Ein Zusatz in den für Domain-Registries und -Registrare geltenden Verträgen soll die Anbieter verpflichten, Betrugsversuche abzustellen. Damit die Vertragsänderung wirksam werden kann, müssen 90 Prozent aller ICANN Registry- und Registrarunternehmen zustimmen. Beim laufenden ICANN-Treffen in Hamburg rühren die Unternehmen selbst die Werbetrommel.

Aktuell fordert die PSWG etwa umfassendere Rechte über ein geplantes System für den Zugriff auf Domaininhaberdaten. Der Registry Data Request Service (RDRS) soll die durch die Datenschutzgrundverordnung dem öffentlichen Zugriff entzogenen persönlichen Daten für berechtigte Stellen wieder einsehbar machen. Die Ermittler wollen dabei mindestens zeitweise anonym bleiben.

Die ICANN hatte dieses System allerdings nach ersten Kalkulationen deutlich abgespeckt und will in einem Pilotprojekt ab November für zwei Jahre den Bedarf ermitteln. Vorläufig bleibt außerdem die Teilnahme für Registrare und Registries zum Leidwesen der PSWG freiwillig.

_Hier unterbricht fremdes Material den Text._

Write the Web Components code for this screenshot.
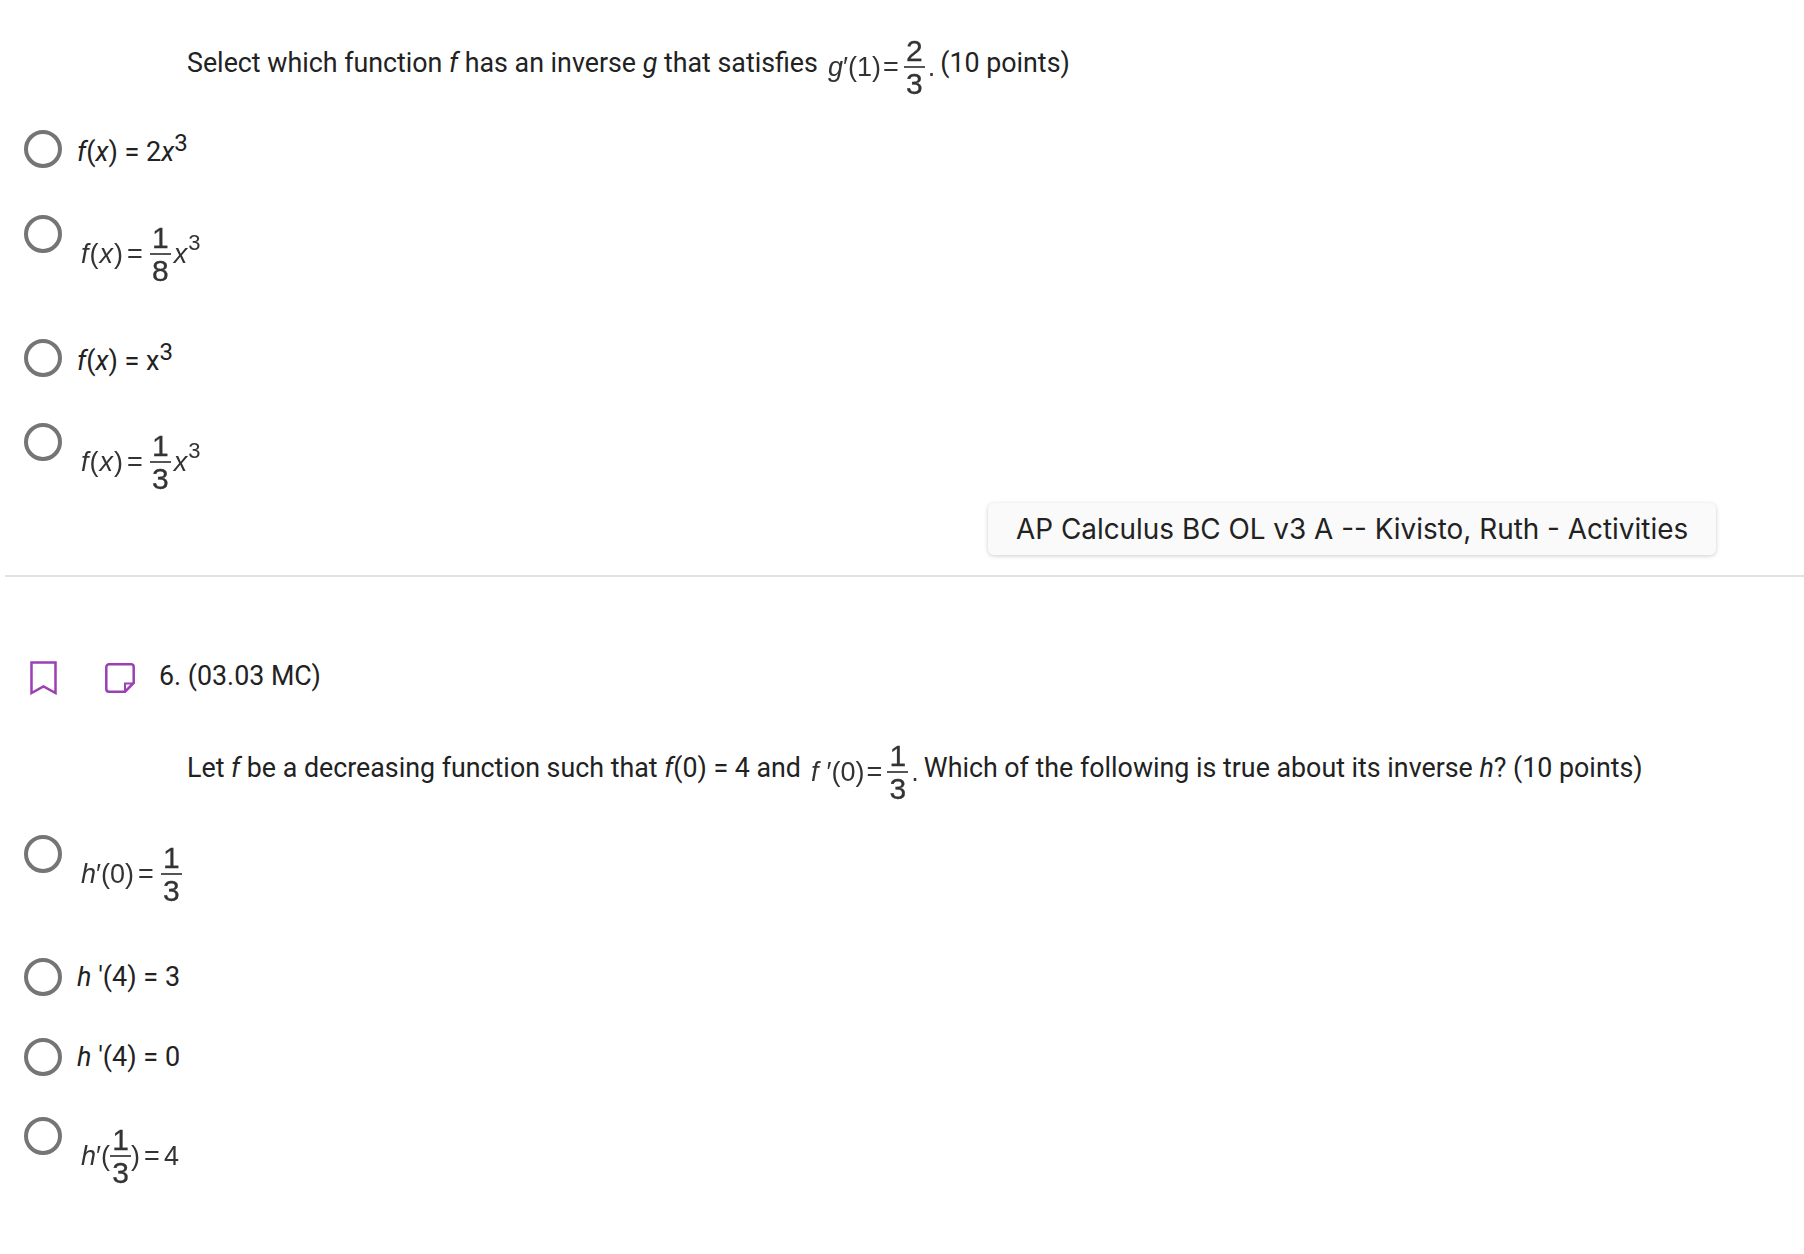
<!DOCTYPE html>
<html lang="en">
<head>
<meta charset="utf-8">
<title>Quiz</title>
<style>
	html, body { margin: 0; background: #fff; }
	body { font-family: Roboto, "Liberation Sans", sans-serif; color: #222; }
	main { display: flex; flex-direction: column; padding-top: 36px; }
</style>
</head>
<body>
<main>
	<q-prompt>
		<span>Select which function <i>f</i> has an inverse <i>g</i> that satisfies</span>
		<m-eq slot="eq"><i>g</i><span>′(1)</span><span class="eq">=</span><m-frac top="2" bottom="3"></m-frac><span>.</span></m-eq>
		<span slot="after">(10 points)</span>
	</q-prompt>

	<q-option style="--gap:47px;--nudge:3px"><i>f</i>(<i>x</i>) = 2<i>x</i><sup>3</sup></q-option>
	<q-option style="--gap:54px;--eq-track:1px;--eq-gap:3px" math><m-eq><i>f</i><span>(<i>x</i>)</span><span class="eq">=</span><m-frac top="1" bottom="8"></m-frac><i>x</i><sup>3</sup></m-eq></q-option>
	<q-option style="--gap:46px;--nudge:3px"><i>f</i>(<i>x</i>) = x<sup>3</sup></q-option>
	<q-option style="--gap:10px;--eq-track:1px;--eq-gap:3px" math><m-eq><i>f</i><span>(<i>x</i>)</span><span class="eq">=</span><m-frac top="1" bottom="3"></m-frac><i>x</i><sup>3</sup></m-eq></q-option>

	<course-chip>AP Calculus BC OL v3 A -- Kivisto, Ruth - Activities</course-chip>
	<q-divider></q-divider>
	<q-header>6. (03.03 MC)</q-header>

	<q-prompt>
		<span>Let <i>f</i> be a decreasing function such that <i>f</i>(0) = 4 and</span>
		<m-eq slot="eq"><i style="margin-right:8px">f</i><span>′(0)</span><span class="eq">=</span><m-frac top="1" bottom="3"></m-frac><span>.</span></m-eq>
		<span slot="after">Which of the following is true about its inverse <i>h</i>? (10 points)</span>
	</q-prompt>

	<q-option style="--gap:53px;--eq-gap:4px" math><m-eq><i>h</i><span>′(0)</span><span class="eq">=</span><m-frac top="1" bottom="3"></m-frac></m-eq></q-option>
	<q-option style="--gap:42px"><i>h</i> '(4) = 3</q-option>
	<q-option style="--gap:41px"><i>h</i> '(4) = 0</q-option>
	<q-option style="--eq-gap:4px" math><m-eq><i>h</i><span>′(</span><m-frac top="1" bottom="3" tight></m-frac><span>)</span><span class="eq">=</span><span>4</span></m-eq></q-option>
</main>

<script>
class MFrac extends HTMLElement {
	connectedCallback() {
		this.attachShadow( { mode: 'open' } )
		this.shadowRoot.innerHTML = `
			<style>
				:host {
					display: inline-flex;
					flex-direction: column;
					align-items: center;
					margin: 0 3px;
					font-size: 30px;
					line-height: 29px;
					letter-spacing: 0;
					-webkit-text-stroke: 0.3px currentColor;
				}
				:host([tight]) { margin: 0; }
				.line {
					align-self: stretch;
					height: 2px;
					min-width: 21px;
					background: #555;
					margin: 1px 0;
				}
			</style>
			<span>${this.getAttribute('top')}</span>
			<div class="line"></div>
			<span>${this.getAttribute('bottom')}</span>
		`
	}
}
customElements.define( 'm-frac', MFrac )

class MEq extends HTMLElement {
	constructor() {
		super()
		this.attachShadow( { mode: 'open' } ).innerHTML = `
			<style>
				:host {
					display: inline-flex;
					align-items: center;
					font-family: "Liberation Sans", Arial, sans-serif;
					font-size: 27px;
					letter-spacing: var(--eq-track, 0);
					color: #333;
					filter: blur(0.4px);
					white-space: pre;
				}
				::slotted(.eq) { margin: 0 var(--eq-gap, 2px); }
				::slotted(sup) {
					font-size: 22px;
					line-height: 0;
					margin: -22px 0 0 0;
				}
			</style>
			<slot></slot>
		`
	}
}
customElements.define( 'm-eq', MEq )

class QPrompt extends HTMLElement {
	constructor() {
		super()
		this.attachShadow( { mode: 'open' } ).innerHTML = `
			<style>
				:host {
					display: flex;
					align-items: center;
					padding-left: 187px;
					margin-bottom: 32px;
					font-size: 26.8px;
					white-space: nowrap;
					color: #222;
				}
				.text { padding-bottom: 9px; }
				.eq { margin: 0 5px 0 10px; display: flex; }
			</style>
			<div class="text"><slot></slot></div>
			<div class="eq"><slot name="eq"></slot></div>
			<div class="text"><slot name="after"></slot></div>
		`
	}
}
customElements.define( 'q-prompt', QPrompt )

class QOption extends HTMLElement {
	constructor() {
		super()
		this.attachShadow( { mode: 'open' } ).innerHTML = `
			<style>
				:host {
					display: flex;
					align-items: center;
					gap: 15px;
					padding-left: 24px;
					margin-bottom: var(--gap, 0);
					font-size: 27px;
					min-height: 38px;
					line-height: 38px;
				}
				:host([math]) { align-items: flex-start; }
				.radio {
					flex: none;
					width: 38px;
					height: 38px;
					box-sizing: border-box;
					border: 4px solid #757575;
					border-radius: 50%;
				}
				.label {
					white-space: nowrap;
					margin: var(--nudge, 0px) 0 calc(-1 * var(--nudge, 0px));
				}
				:host([math]) .label {
					display: flex;
					margin: 8px 0 0 4px;
					line-height: 1;
				}
				::slotted(sup) {
					font-size: 24px;
					line-height: 0;
				}
			</style>
			<div class="radio"></div>
			<div class="label"><slot></slot></div>
		`
	}
}
customElements.define( 'q-option', QOption )

class CourseChip extends HTMLElement {
	constructor() {
		super()
		this.attachShadow( { mode: 'open' } ).innerHTML = `
			<style>
				:host {
					display: block;
					align-self: flex-end;
					margin: 0 88px 20px 0;
					width: 728px;
					height: 52px;
					box-sizing: border-box;
					padding-left: 28px;
					line-height: 52px;
					font-family: Inter, "Liberation Sans", sans-serif;
					font-size: 27.9px;
					color: #222;
					background: #fafafa;
					border-radius: 6px;
					box-shadow: 0 1px 4px rgba(0, 0, 0, 0.2);
					white-space: nowrap;
				}
			</style>
			<slot></slot>
		`
	}
}
customElements.define( 'course-chip', CourseChip )

class QDivider extends HTMLElement {
	constructor() {
		super()
		this.attachShadow( { mode: 'open' } ).innerHTML = `
			<style>
				:host {
					display: block;
					height: 2px;
					margin: 0 0 84px 5px;
					background: #e2e2e2;
				}
			</style>
		`
	}
}
customElements.define( 'q-divider', QDivider )

class QHeader extends HTMLElement {
	constructor() {
		super()
		this.attachShadow( { mode: 'open' } ).innerHTML = `
			<style>
				:host {
					display: flex;
					align-items: center;
					height: 34px;
					padding-left: 30px;
					margin-bottom: 46px;
					font-size: 26.8px;
					color: #222;
				}
				svg { display: block; flex: none; }
				.note { margin: 0 24px 0 48px; }
				.title { margin-top: -4px; }
			</style>
			<svg width="27" height="34" viewBox="0 0 27 34" fill="none">
				<path d="M1.5 1.5H25.5V32L13.5 25.5L1.5 32Z" stroke="#9c3fb5" stroke-width="2.5"/>
			</svg>
			<svg class="note" width="30" height="30" viewBox="0 0 30 30" fill="none">
				<path d="M4 1.3H26A2.7 2.7 0 0 1 28.7 4V20L20 28.7H4A2.7 2.7 0 0 1 1.3 26V4A2.7 2.7 0 0 1 4 1.3Z" stroke="#9c3fb5" stroke-width="2.5"/>
				<path d="M20 28V20.5H28" stroke="#9c3fb5" stroke-width="2"/>
			</svg>
			<span class="title"><slot></slot></span>
		`
	}
}
customElements.define( 'q-header', QHeader )
</script>
</body>
</html>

Freiwillig wollen Registry- und Registrarprovider sich nun strikteren Vertragsbedingungen beim Umgang mit Domainmissbrauch unterwerfen. Der von ihnen vorgelegte kleine Zusatz zu den Basisverträgen der weit über 2000 Unternehmen liefert, anders etwa als die NIS2-Richtlinie, eine handhabbare und innerhalb der ICANN entwickelte Definition von "Missbrauch". Darunter gefasst werden sollen Malware, Botnets, Phishing, Pharming und für die verschiedenen Betrugsversuche genutzte Spam.

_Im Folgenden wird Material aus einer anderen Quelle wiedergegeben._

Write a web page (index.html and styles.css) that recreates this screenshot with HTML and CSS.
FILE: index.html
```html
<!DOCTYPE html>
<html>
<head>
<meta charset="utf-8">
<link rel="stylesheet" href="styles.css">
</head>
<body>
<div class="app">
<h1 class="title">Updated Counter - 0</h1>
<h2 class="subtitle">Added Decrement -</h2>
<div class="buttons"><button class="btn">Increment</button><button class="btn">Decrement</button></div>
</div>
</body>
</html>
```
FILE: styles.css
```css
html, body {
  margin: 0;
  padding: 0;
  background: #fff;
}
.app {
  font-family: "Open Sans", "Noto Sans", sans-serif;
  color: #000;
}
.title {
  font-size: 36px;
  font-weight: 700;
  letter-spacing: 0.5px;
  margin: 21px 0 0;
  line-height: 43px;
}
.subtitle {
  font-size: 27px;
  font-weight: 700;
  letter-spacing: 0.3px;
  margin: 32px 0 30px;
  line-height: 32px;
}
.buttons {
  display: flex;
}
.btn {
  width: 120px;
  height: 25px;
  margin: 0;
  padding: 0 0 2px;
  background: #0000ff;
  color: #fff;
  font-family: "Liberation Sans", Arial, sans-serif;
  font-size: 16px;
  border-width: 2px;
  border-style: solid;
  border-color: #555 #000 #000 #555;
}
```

Sobald ein Registrar "verwertbare Erkenntnisse" hat, dass eine bei ihm registrierte Domain für die genannten Angriffe verwendet werde, "muss er sofort geeignete Maßnahmen zur Schadensbegrenzung treffen, die zweckmäßig sind, um die missbräuchliche Nutzung der registrierten Domain zu stoppen oder anderweitig abzustellen," heißt es in der kleinen Vertragsergänzung.

Dabei wird den Unternehmen auch eine gewisse Flexibilität bei der Wahl der Mittel eingeräumt. Sie können laut der Klausel abschätzen, ob eine Maßnahme – etwa das Sperren der Domain einer Universität, aus der einzelne Phishingattacken kommen – auch noch verhältnismäßig ist.

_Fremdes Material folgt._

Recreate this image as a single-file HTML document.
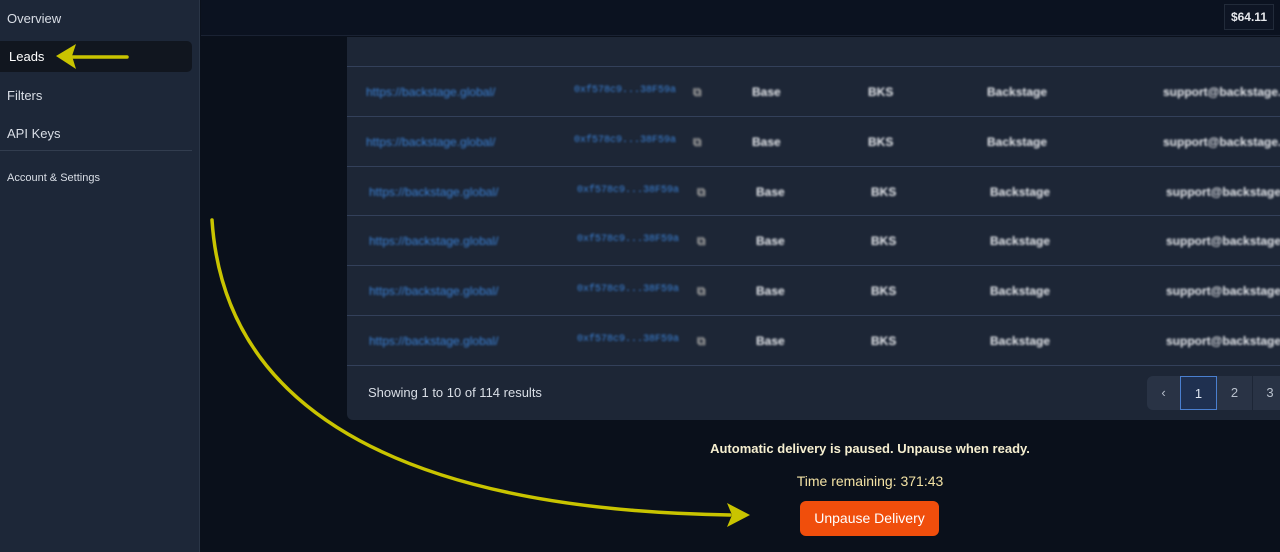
<!DOCTYPE html>
<html><head><style>
*{margin:0;padding:0;box-sizing:border-box}
body{width:1280px;height:552px;overflow:hidden;background:#0a101b;font-family:"Liberation Sans",sans-serif;position:relative}
.side{position:absolute;left:0;top:0;width:200px;height:552px;background:#1d2738;border-right:1px solid #2a3546}
.side div{position:absolute;left:7px;color:#d9dee6;font-size:13px}
.top{position:absolute;left:201px;top:0;right:0;height:36px;background:#0b1220;border-bottom:1px solid #1a2233}
.bal{position:absolute;right:6px;top:4px;padding:5px 6px;border:1px solid #222b3a;background:#0e1524;color:#e6e8ec;font-size:12px;font-weight:bold}
.panel{position:absolute;left:347px;top:37px;width:940px;height:383px;background:#1d2636;border-radius:0 0 0 6px}
.row{position:absolute;left:0;right:0;border-top:1px solid #33405a;height:50px}
.row span{position:absolute;top:18px;font-size:12px;filter:blur(1.1px)}
.l{color:#3b82d6}.h{color:#3b82d6;font-family:"Liberation Mono",monospace;font-size:10px!important}.w{color:#e8eaee;font-weight:bold}
.foot{position:absolute;left:21px;top:348px;color:#d9dee6;font-size:13px}
.pg{position:absolute;left:800px;top:339px;width:140px;height:34px;background:#293345;border-radius:6px}
.pg div{position:absolute;top:0;height:34px;line-height:34px;text-align:center;color:#b8c0cc;font-size:13px}
.msg{position:absolute;left:600px;width:540px;text-align:center;color:#f3e2a5;font-size:13px}
.btn{position:absolute;left:800px;top:501px;width:139px;height:35px;background:#f04e0c;border-radius:6px;color:#fff;font-size:14px;line-height:35px;text-align:center}
</style></head><body>
<div class="side">
<div style="top:11px">Overview</div>
<div style="left:0;top:41px;width:192px;height:31px;background:#11161f;border-radius:0 5px 5px 0"></div>
<div style="left:9px;top:49px;color:#fff">Leads</div>
<div style="top:88px">Filters</div>
<div style="top:126px">API Keys</div>
<div style="left:0;top:150px;width:192px;height:1px;background:#323d4f"></div>
<div style="top:172px;font-size:11px">Account &amp; Settings</div>
</div>
<div class="top"><div class="bal">$64.11</div></div>
<div class="panel">
<div class="row" style="top:29px"><span class="l" style="left:19px">https://backstage.global/</span><span class="h" style="left:227px">0xf578c9...38F59a</span><span class="w" style="left:346px;color:#999">⧉</span><span class="w" style="left:405px">Base</span><span class="w" style="left:521px">BKS</span><span class="w" style="left:640px">Backstage</span><span class="w" style="left:816px">support@backstage.g</span></div>
<div class="row" style="top:79px"><span class="l" style="left:19px">https://backstage.global/</span><span class="h" style="left:227px">0xf578c9...38F59a</span><span class="w" style="left:346px;color:#999">⧉</span><span class="w" style="left:405px">Base</span><span class="w" style="left:521px">BKS</span><span class="w" style="left:640px">Backstage</span><span class="w" style="left:816px">support@backstage.g</span></div>
<div class="row" style="top:129px"><span class="l" style="left:22px">https://backstage.global/</span><span class="h" style="left:230px">0xf578c9...38F59a</span><span class="w" style="left:350px;color:#999">⧉</span><span class="w" style="left:409px">Base</span><span class="w" style="left:524px">BKS</span><span class="w" style="left:643px">Backstage</span><span class="w" style="left:819px">support@backstage.</span></div>
<div class="row" style="top:178px"><span class="l" style="left:22px">https://backstage.global/</span><span class="h" style="left:230px">0xf578c9...38F59a</span><span class="w" style="left:350px;color:#999">⧉</span><span class="w" style="left:409px">Base</span><span class="w" style="left:524px">BKS</span><span class="w" style="left:643px">Backstage</span><span class="w" style="left:819px">support@backstage.</span></div>
<div class="row" style="top:228px"><span class="l" style="left:22px">https://backstage.global/</span><span class="h" style="left:230px">0xf578c9...38F59a</span><span class="w" style="left:350px;color:#999">⧉</span><span class="w" style="left:409px">Base</span><span class="w" style="left:524px">BKS</span><span class="w" style="left:643px">Backstage</span><span class="w" style="left:819px">support@backstage.</span></div>
<div class="row" style="top:278px"><span class="l" style="left:22px">https://backstage.global/</span><span class="h" style="left:230px">0xf578c9...38F59a</span><span class="w" style="left:350px;color:#999">⧉</span><span class="w" style="left:409px">Base</span><span class="w" style="left:524px">BKS</span><span class="w" style="left:643px">Backstage</span><span class="w" style="left:819px">support@backstage.</span></div>
<div class="row" style="top:328px;height:1px"></div>
<div class="foot">Showing 1 to 10 of 114 results</div>
<div class="pg"><div style="left:0;width:33px">‹</div><div style="left:33px;width:37px;background:#1f3050;border:1px solid #4a7fcf;color:#dfe6f2">1</div><div style="left:70px;width:36px;border-right:1px solid #1d2636">2</div><div style="left:106px;width:34px">3</div></div>
</div>
<div class="msg" style="top:441px;font-weight:bold;color:#f6efd0">Automatic delivery is paused. Unpause when ready.</div>
<div class="msg" style="top:473px;font-size:14px">Time remaining: 371:43</div>
<div class="btn">Unpause Delivery</div>
<svg style="position:absolute;left:0;top:0" width="1280" height="552">
<g stroke="#c9c400" fill="none" stroke-width="3.5" stroke-linecap="round">
<path d="M127 57 L70 57"/>
<path d="M212 220 C 225 420, 420 510, 730 515"/>
</g>
<g fill="#c9c400"><path d="M56 56 L76 44 L72 56 L76 69 Z"/><path d="M750 515 L727 503 L732 515 L727 527 Z"/></g>
</svg>
</body></html>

Eine sehr gute Regelung nennt der ehemalige französische Regierungsbeamte und Chef des Internet & Jurisdiction Policy Network, Bertrand de la Chappelle, die Klausel. Zugleich sei sie aber auch ein Lackmustest für das Funktionieren der Selbstverwaltung, meint er. Würden die Registries und Registrare sich nicht selbst verpflichten, riefen sie den Gesetzgeber geradezu auf den Plan.

Bislang haben 65 Prozent der Unternehmen der Vertragsänderung zugestimmt, bestätigte Volker Greimann, General Counsel, Head of Legal and Policy CentralNic Group, am Rande einer Sitzung der Registrare in Hamburg. Die Stimmanteile sind dabei gewichtet, erklärt er. Das heißt, große Registries und Registrare, mit vielen betreuten Domains, haben mehr Stimmen. "Es fehlen noch viele der kleineren Registrare", sagt Greimann. Viele von diesen nehmen nicht direkt an den ICANN-Treffen und -Diskussionen teil.

Sollte am Ende keine Mehrheit zustande kommen, könne der ICANN-Vorstand die Vertragsänderung einseitig von den Partnerunternehmen einfordern, so Greimann. Für die Durchsetzung ist am Ende die Compliance-Abteilung der 400-köpfigen ICANN-Verwaltung zuständig. Auch dafür sei die neue Klausel gedacht, so Greimann. Gegen einzelne Unternehmen, die gezielt von Betrugsdomains profitierten, müsse ICANN entschieden vorgehen.